Juliette : Il y a toujours une ligne de tension – ou de dynamique pour ne pas utiliser un mot négatif – entre une vision à court terme et une vision à long terme. On a besoin d'un peu plus de confort pour continuer dans ce projet car habiter sur le lieu c’est très énergivore, donc ce serait bien qu'on fasse des appart’ plus vite. Mais on n’a pas beaucoup d’argent, donc aller vite voudrait dire faire des appartements de moins bonne qualité, d'un point de vue écologique par exemple, alors que c’est une de nos valeurs de rénover ce bâtiment de manière qualitative. On essaie de naviguer entre tout ça. Et puis le bâtiment nous rattrape, on se rend compte qu'il y a plein de choses à gérer qu’on n’avait pas envisagées au début. Si on veut faire du long terme, il faut qu’on accepte de prendre le temps, pour qu'on soit sûrs de ce sur quoi on construit. On a trouvé un compromis, une aile va rester un certain temps en friche, elle pourra accueillir de l'habitat temporaire – des chambres plus spacieuses que les caravanes – et sur l'autre aile on va faire du définitif, pour le long terme.

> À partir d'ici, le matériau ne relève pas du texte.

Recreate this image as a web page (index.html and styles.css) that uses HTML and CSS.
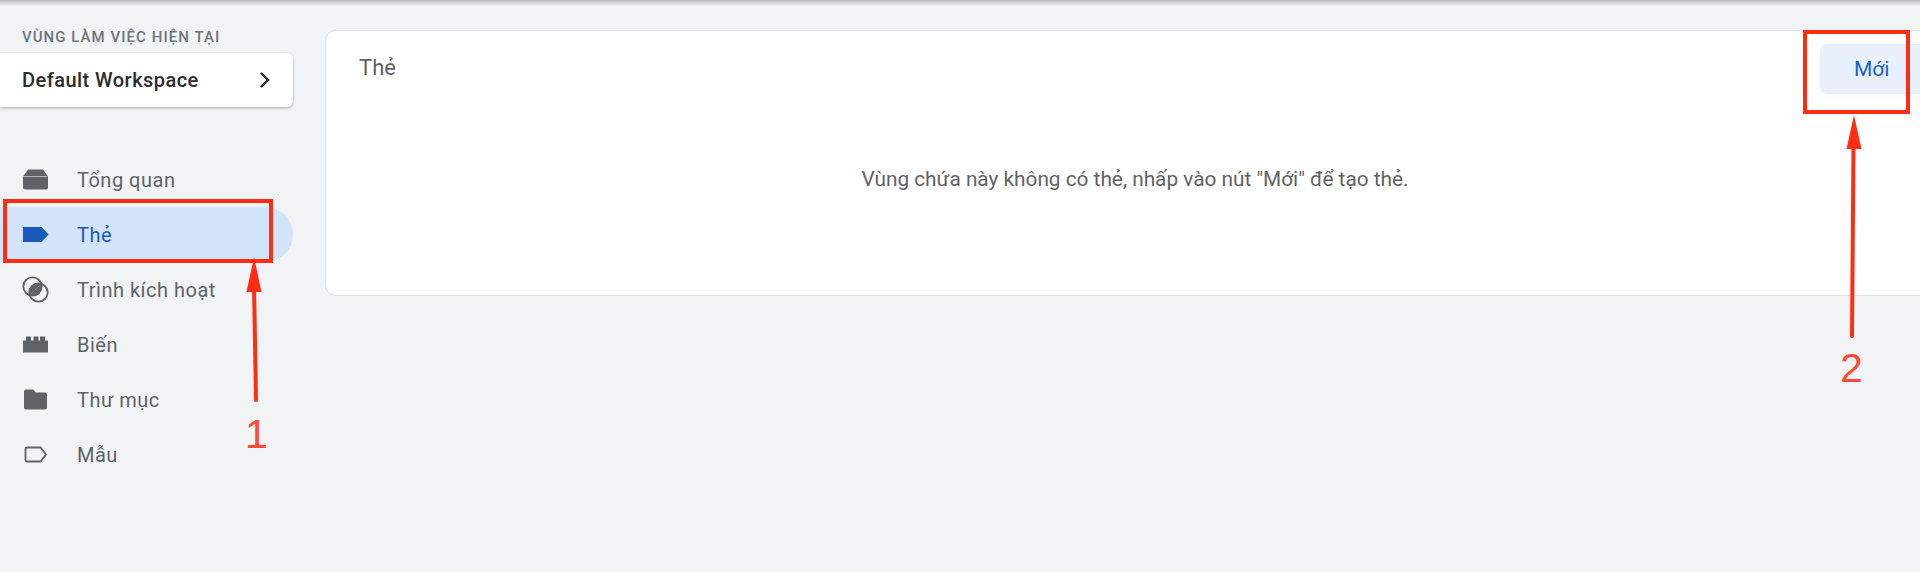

Alex : Se projeter sur le long terme nous fait du bien, et en même temps il n’y a rien de plus beau que de pouvoir accueillir un spectacle, même dans une salle qui n'est pas finie. La vie et le nombre de gens qui sont passés par là depuis l’ouverture du lieu, c'est fascinant, c'est très beau. Il faut garder ces deux trucs-là en parallèle.
Comment se passe la vie quotidienne ?
Juliette : On essaie de préserver les bulles de chacun mais on se rend compte aussi de la force que ça a une vie un peu communautaire. Le but c’est d’avoir nos espaces privés, tout en allant des fois à la cantine collective ou dans des espaces communs. On voit les limites à vivre comme une grosse colocation, en plus il y a beaucoup d'accueil. Mais en même temps on voudrait éviter que la génération d'après ne se retrouve avec des gens dans des apparts et peu de communs. C'est une préoccupation qu'on a, on veut garder du commun pour les acteurs d'après, maintenir un lien entre les habitants et les activités.